6/10
The Duke Liberates the Phillipines
24 August 2005
Back to Bataan is one of two films that deal with guerrilla warfare in the Phillipine Islands during World War II, the other being An American Guerilla in the Phillipines. The latter is a better film, but it has the advantage of several years of perspective and better preparation. Another reviewer complained that the Japanese were using American equipment. True, but in 1945 RKO studios did not have Japanese equipment available.

This is also the product of one of the smaller studios. Had this product been made at MGM or Paramount, no doubt it would have been better done. In 1945 the studios were just starting to wind down the production of propaganda war films.

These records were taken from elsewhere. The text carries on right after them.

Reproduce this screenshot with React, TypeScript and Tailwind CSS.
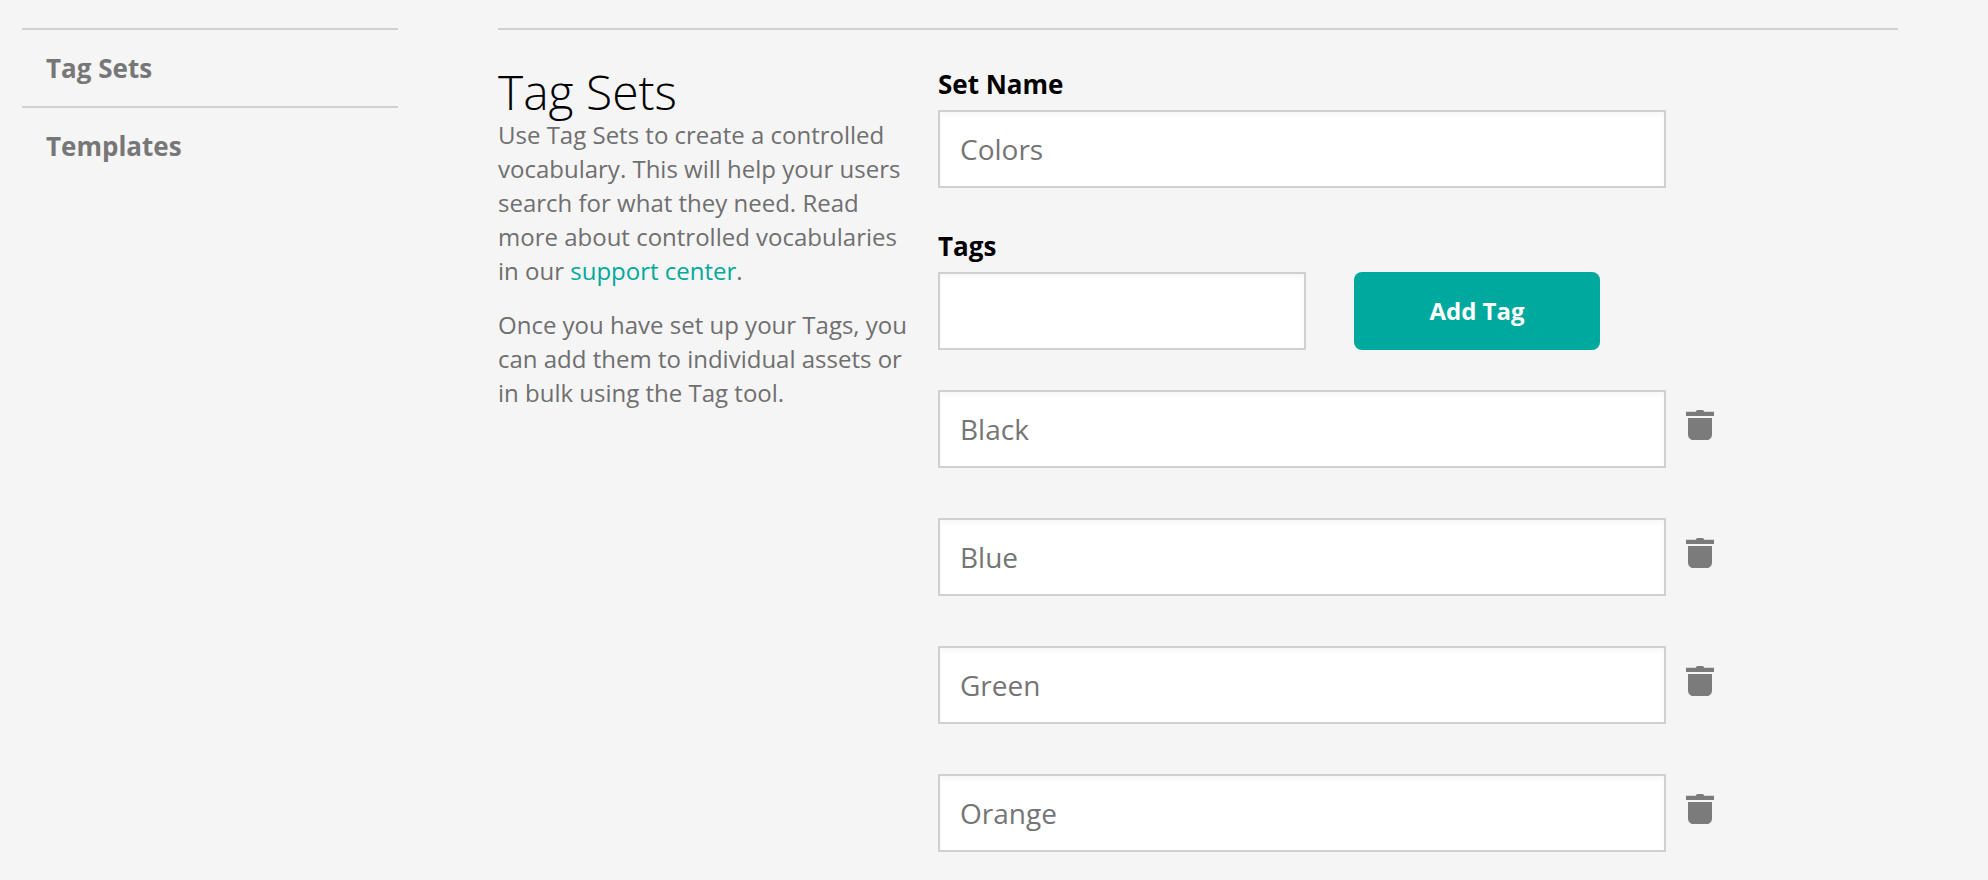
const tags = ["Black", "Blue", "Green", "Orange"];
const font = "font-['Open_Sans',sans-serif]";

function TrashIcon() {
  return (
    <svg width="28" height="30" viewBox="0 0 28 30" fill="#7b7b7b" className="shrink-0">
      <path d="M10 1.800C10 .7 10.700 0 11.500 0h5C17.300 0 18 .7 18 1.800h10V6H0V1.800z" />
      <path d="M2 8h24v16c0 3.500-2 6-5 6H7c-3 0-5-2.500-5-6z" />
    </svg>
  );
}

function TextInput({ value, className }: { value?: string; className: string }) {
  return (
    <input
      type="text"
      defaultValue={value}
      className={`h-[78px] bg-white border-2 border-[#d0d0d0] shadow-[inset_0_3px_4px_rgba(0,0,0,0.03)] pl-5 text-[28px] text-[#757575] outline-none ${className}`}
    />
  );
}

export default function App() {
  return (
    <div className={`${font} h-[880px] w-[1988px] overflow-hidden bg-[#f5f5f5] flex pt-7 pl-[22px]`}>
      <nav className="w-[376px] shrink-0 mr-[100px]">
        <div className="border-t-2 border-[#d0d0d0] h-[78px] pl-6 flex items-center text-[26px] font-bold text-[#777777]">
          Tag Sets
        </div>
        <div className="border-t-2 border-[#d0d0d0] h-[78px] pl-6 flex items-center text-[26px] font-bold text-[#777777]">
          Templates
        </div>
      </nav>

      <main className="w-[1400px] shrink-0 border-t-2 border-[#d0d0d0] flex">
        <section className="w-[440px] shrink-0 pt-[35px]">
          <h1 className="text-[48px] leading-[53px] font-light text-black">Tag Sets</h1>
          <p className="text-[24px] leading-[34px] text-[#6f6f6f] w-[420px]">
            Use Tag Sets to create a controlled vocabulary. This will help your users search for what they need. Read more about controlled vocabularies in our{" "}
            <a className="text-[#00a99d]">support center</a>.
          </p>
          <p className="text-[24px] leading-[34px] text-[#6f6f6f] mt-[20px] w-[420px]">
            Once you have set up your Tags, you can add them to individual assets or in bulk using the Tag tool.
          </p>
        </section>

        <section className="pt-[37px]">
          <label className="block text-[26px] leading-[34px] font-bold text-black mb-[9px]">Set Name</label>
          <TextInput value="Colors" className="block w-[728px]" />

          <label className="block text-[26px] leading-[34px] font-bold text-black mt-[41px] mb-[9px]">Tags</label>
          <div className="flex">
            <TextInput className="w-[368px]" />
            <button className="ml-12 w-[246px] h-[78px] rounded-lg bg-[#00a99d] text-white text-[24px] font-bold">
              Add Tag
            </button>
          </div>

          <div className="mt-10 flex flex-col gap-[50px]">
            {tags.map((tag) => (
              <div key={tag} className="flex items-start">
                <TextInput value={tag} className="w-[728px]" />
                <div className="ml-5 pt-[20px]">
                  <TrashIcon />
                </div>
              </div>
            ))}
          </div>
        </section>
      </main>
    </div>
  );
}
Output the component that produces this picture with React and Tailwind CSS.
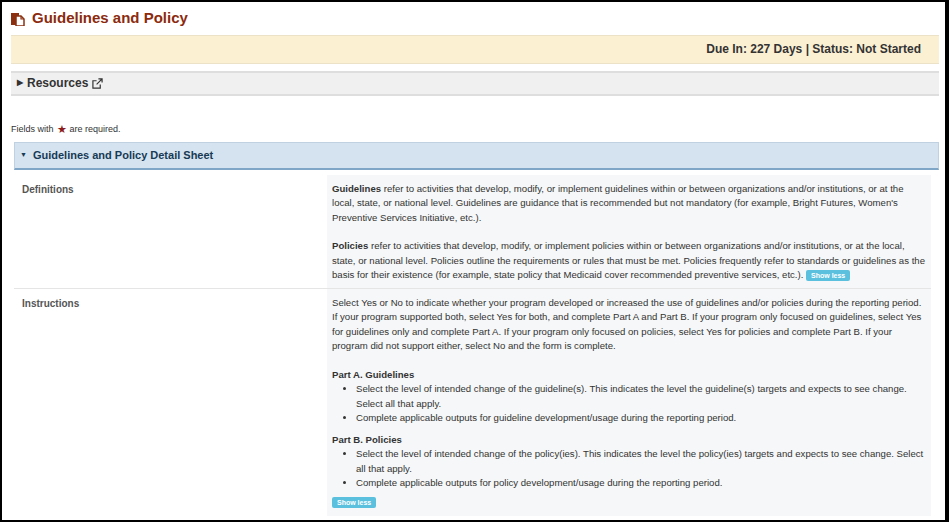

The more perspective one gets about an event like World War II, the more realistic the films will be.

Nevertheless given the script and budget they had players John Wayne and Anthony Quinn do a creditable job in their roles. Wayne is an Army Colonel told by General Jonathan Wainwright to go into the hills and organize resistance. Wainwright is not expecting the Americans at Bataan and Corregidor to be holding out much longer. Wayne does so and as a propaganda move rescues Anthony Quinn who is the grandson of Andres Bonafacio who was leader of Phillipine resistance to the Spanish in the previous century.

It's a fact now acknowledged that the Japanese were seen as liberators in the Pacific war for most native populations. The only place they met real resistance was in the Phillipines among the natives. The United States had a promised deadline in 1946 to abandon its colonial status there. The Filipinos didn't want to exchange one colonial master for another.

Yet when I went to Manila in 1999 and saw the people there driving nothing but Toyotas, you kind of wonder who did win that war and what was it all about in the Pacific. What they couldn't conquer militarily the Japanese have conquered economically. What a world.